╭─ Dataset excerpt
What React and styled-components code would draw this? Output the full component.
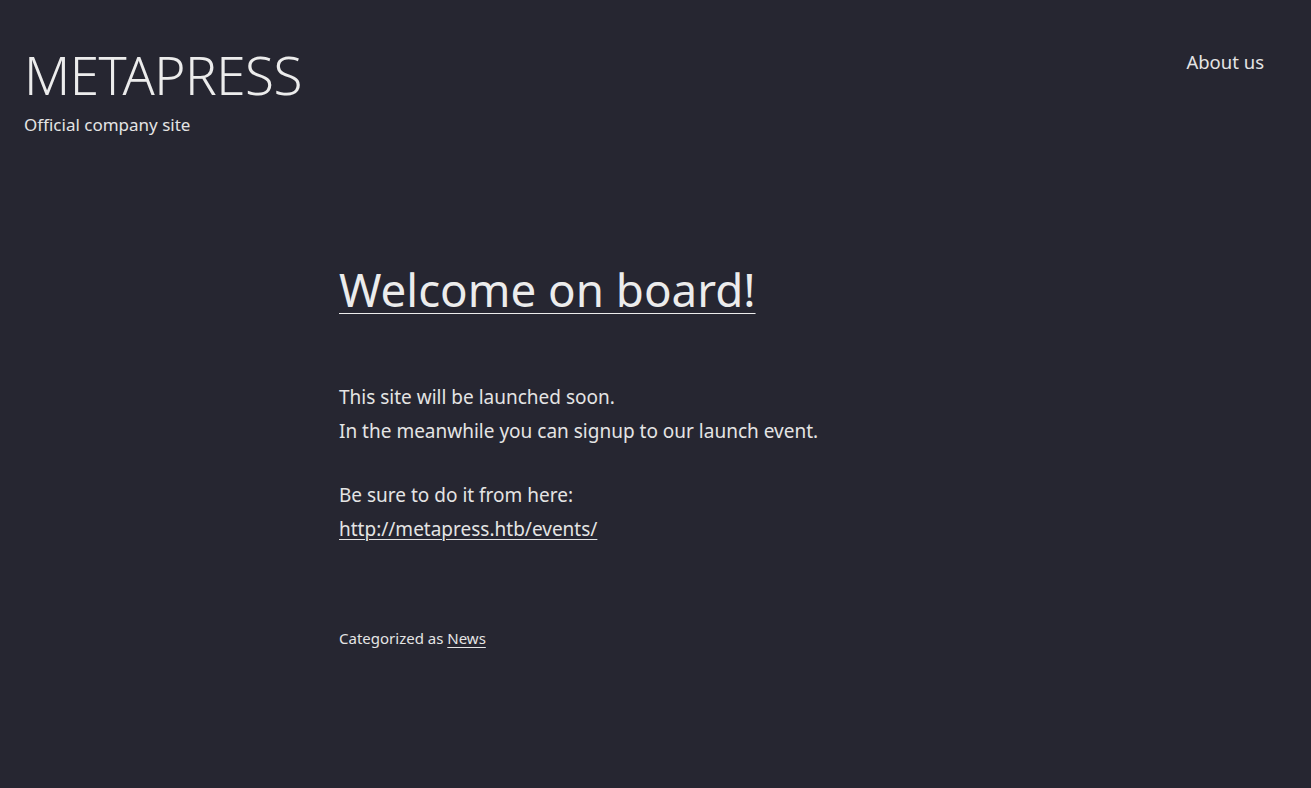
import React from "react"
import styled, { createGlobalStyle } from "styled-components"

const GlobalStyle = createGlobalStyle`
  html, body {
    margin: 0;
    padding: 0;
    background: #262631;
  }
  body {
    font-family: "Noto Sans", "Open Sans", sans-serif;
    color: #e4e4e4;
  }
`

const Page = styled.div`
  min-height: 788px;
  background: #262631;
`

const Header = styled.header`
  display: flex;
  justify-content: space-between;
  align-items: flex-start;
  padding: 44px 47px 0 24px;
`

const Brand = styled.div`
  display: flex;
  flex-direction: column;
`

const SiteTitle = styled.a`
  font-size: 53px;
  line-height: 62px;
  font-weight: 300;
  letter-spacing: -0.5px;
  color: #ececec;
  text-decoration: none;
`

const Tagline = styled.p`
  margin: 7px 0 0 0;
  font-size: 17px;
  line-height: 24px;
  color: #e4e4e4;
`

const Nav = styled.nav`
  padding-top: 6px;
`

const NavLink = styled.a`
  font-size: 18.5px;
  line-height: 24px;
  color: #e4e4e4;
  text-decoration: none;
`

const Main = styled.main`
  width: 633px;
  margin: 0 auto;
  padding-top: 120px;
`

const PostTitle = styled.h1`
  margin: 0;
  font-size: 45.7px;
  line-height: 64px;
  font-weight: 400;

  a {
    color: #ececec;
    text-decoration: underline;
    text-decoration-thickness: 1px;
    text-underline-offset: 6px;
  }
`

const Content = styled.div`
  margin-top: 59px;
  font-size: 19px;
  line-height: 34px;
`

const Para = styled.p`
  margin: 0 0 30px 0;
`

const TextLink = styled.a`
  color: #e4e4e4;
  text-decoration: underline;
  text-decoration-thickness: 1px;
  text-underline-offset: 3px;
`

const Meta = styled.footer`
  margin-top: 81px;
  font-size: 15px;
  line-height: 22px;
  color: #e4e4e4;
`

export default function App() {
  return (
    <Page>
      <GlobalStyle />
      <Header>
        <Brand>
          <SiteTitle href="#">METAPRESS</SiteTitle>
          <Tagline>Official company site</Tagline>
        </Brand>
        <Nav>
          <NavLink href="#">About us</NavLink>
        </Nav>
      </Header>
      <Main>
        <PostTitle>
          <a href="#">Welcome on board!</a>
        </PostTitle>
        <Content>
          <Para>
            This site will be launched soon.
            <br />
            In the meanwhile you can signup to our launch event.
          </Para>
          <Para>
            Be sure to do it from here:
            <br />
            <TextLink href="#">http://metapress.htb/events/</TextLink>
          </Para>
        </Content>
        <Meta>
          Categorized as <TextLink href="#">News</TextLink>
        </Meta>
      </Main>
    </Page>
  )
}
╰─
=== Your goal ===
Take each line of the material that contains the word "React" and list it.

=== Solved exercise ===
What React and styled-components code would draw this? Output the full component.
import React from "react"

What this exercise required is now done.